- U.S. employment remained buoyant, yet consumer sentiment has not translated to spending gains. Overseas, U.K. industrial production slowed, while the eurozone economy expanded.
- Initial jobless claims increased by 25,000 to 304,000 during the week of February 7. The four-week average declined for the third straight week, while continuing claims (reflecting delayed data) fell for the week of January 31.
- The U.S. Department of Labor’s Job Openings and Labor Turnover Survey reported a slight increase in job openings in late December from a month earlier. There were more than five million hires, the most since 2007, mainly due to gains in construction.
- U.S. retail sales continued to decline in January. Excluding autos and gas, sales edged upward due to gains in building materials, electronics and food services.

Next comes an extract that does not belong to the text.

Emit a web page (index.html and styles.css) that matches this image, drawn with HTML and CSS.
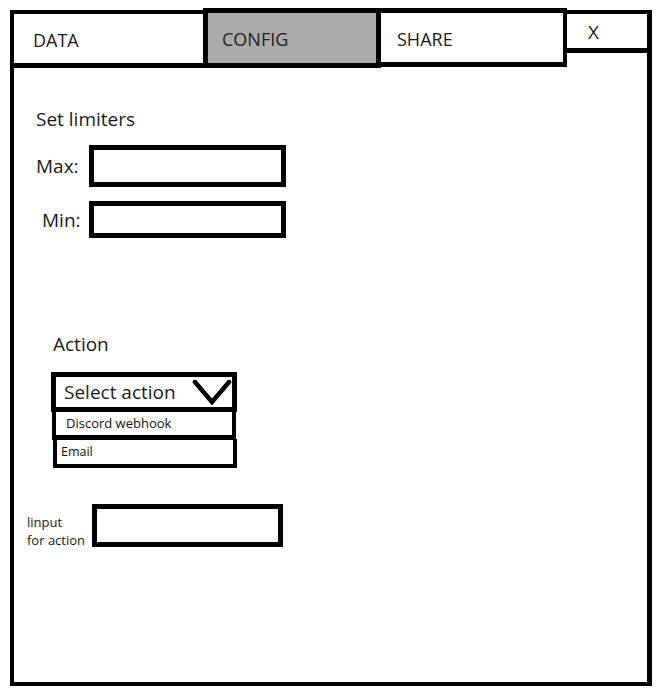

- U.S. import and export prices both declined in January from the previous month, by the most since 2008 and 2011, respectively. Import prices also dropped in the one-year period, at the fastest pace since 2009.
- Consumer sentiment decreased in February, against projections, falling below January’s record high. While still solid, confidence in current conditions deteriorated, underscoring February’s slowing consumer activity, as did expectations for jobs and income.
- Business inventories ticked upward in December, though by less than expected, as sales declined for the third straight month. Excess inventory in the apparel, building material and auto industries pushed the balance against sales to its highest level since 2009.
- Small business optimism, while still strong, weakened in January from December’s nine-year high. The economic outlook deteriorated most, while sales expectations and earnings trends also declined. Job openings and inventories remained positive.
- U.K. industrial production missed projections for a flat month in December, edging further into negative territory. Declines in petroleum and gas extraction as well as utilities detracted most. Annualized production also decelerated, though by less than expected.
- Eurozone industrial production was unchanged in December, despite expectations for low continued growth. Durable consumer goods reported the greatest rise, while capital goods and energy also gained, and non-durables detracted.
- Fourth-quarter eurozone economic growth moved higher to 0.3%, modestly exceeding the third-quarter pace. Most member states reported gains, contributing to 0.9% annualized growth; although there remained a wide gap between the strongest and weakest members.